Second, the bungled robbery attempt of McArthur Wheeler notwithstanding, some tasks and settings preclude people from receiving self-correcting information that would reveal the suboptimal nature of their decisions (Einhorn, 1982).
Third, even if people receive negative feedback, they still must come to an accurate understanding of why that failure has occurred. The problem with failure is that it is subject to more attributional ambiguity than success. For success to occur, many things must go right: The person must be skilled, apply effort, and perhaps be a bit lucky. For failure to occur, the lack of any one of these components is sufficient.
Because of this, even if people receive feedback that points to a lack of skill, they may attribute it to some other factor (Snyder, Higgins, & Stucky, 1983;Snyder, Shenkel, & Lowery, 1977).
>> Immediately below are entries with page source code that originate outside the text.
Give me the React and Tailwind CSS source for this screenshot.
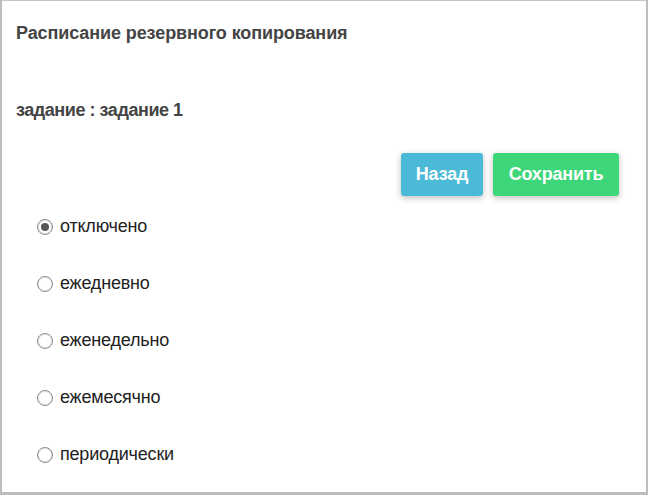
import { useState } from 'react';

const options = [
  { id: 'off', label: 'отключено' },
  { id: 'daily', label: 'ежедневно' },
  { id: 'weekly', label: 'еженедельно' },
  { id: 'monthly', label: 'ежемесячно' },
  { id: 'periodic', label: 'периодически' }
];

export default function App() {
  const [mode, setMode] = useState('off');

  return (
    <div className="h-[495px] w-[648px] overflow-hidden bg-white font-['Liberation_Sans',Arial,sans-serif]">
      <div className="h-full border-t border-l-2 border-r-2 border-b-[3px] border-[#bdbdbd] border-t-[#c4c4c4]">
        <div className="px-[14px]">
          <h2 className="pt-[21px] text-[18px] font-bold leading-[22px] tracking-[-0.1px] text-[#444]">
            Расписание резервного копирования
          </h2>
          <h3 className="mt-[55px] text-[18px] font-bold leading-[22px] tracking-[-0.45px] text-[#444]">
            задание : задание 1
          </h3>

          <div className="mt-[32px] flex justify-end gap-[10px] pr-[13px]">
            <button className="h-[43px] w-[82px] rounded-[3px] bg-[#4bbad6] text-[18px] font-bold tracking-[-0.2px] text-white shadow-[0_2px_6px_rgba(0,0,0,0.25)]">
              Назад
            </button>
            <button className="h-[43px] w-[126px] rounded-[3px] bg-[#3dd679] text-[18px] font-bold tracking-[-0.2px] text-white shadow-[0_2px_6px_rgba(0,0,0,0.25)]">
              Сохранить
            </button>
          </div>

          <div className="mt-[2px] flex flex-col pl-[21px]">
            {options.map((o) => (
              <label
                key={o.id}
                className="flex h-[57px] items-center gap-[7px] text-[18px] tracking-[-0.2px] text-[#222]"
              >
                <input
                  type="radio"
                  name="schedule"
                  checked={mode === o.id}
                  onChange={() => setMode(o.id)}
                  className="m-0 grid h-[16px] w-[16px] shrink-0 appearance-none place-items-center rounded-full border border-[#8a8a8a] bg-white shadow-[inset_0_0_0_1px_#e6e6e6] before:h-[8px] before:w-[8px] before:rounded-full before:bg-[#555] before:opacity-0 before:content-[''] checked:before:opacity-100"
                />
                {o.label}
              </label>
            ))}
          </div>
        </div>
      </div>
    </div>
  );
}
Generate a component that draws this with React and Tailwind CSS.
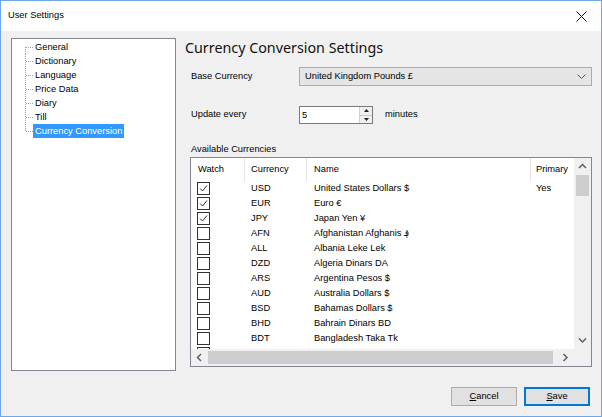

Finally, Study 3 showed that incompetent individuals may be unable to take full advantage of one particular kind of feedback: social comparison. One of the ways people gain insight into their own competence is by watching the behavior of others (Festinger,1954; Gilbert, Giesler & Morris, 1995).
In a perfect world, everyone could see the judgments and decisions that other people reach, accurately assess how competent those decisions are, and then revise their view of their own competence by comparison. However, Study 3 showed that incompetent individuals are unable to take full advantage of such opportunities. Compared with their more expert peers, they were less able to spot competence when they saw it, and as a consequence, were less able to learn that their ability estimates were incorrect.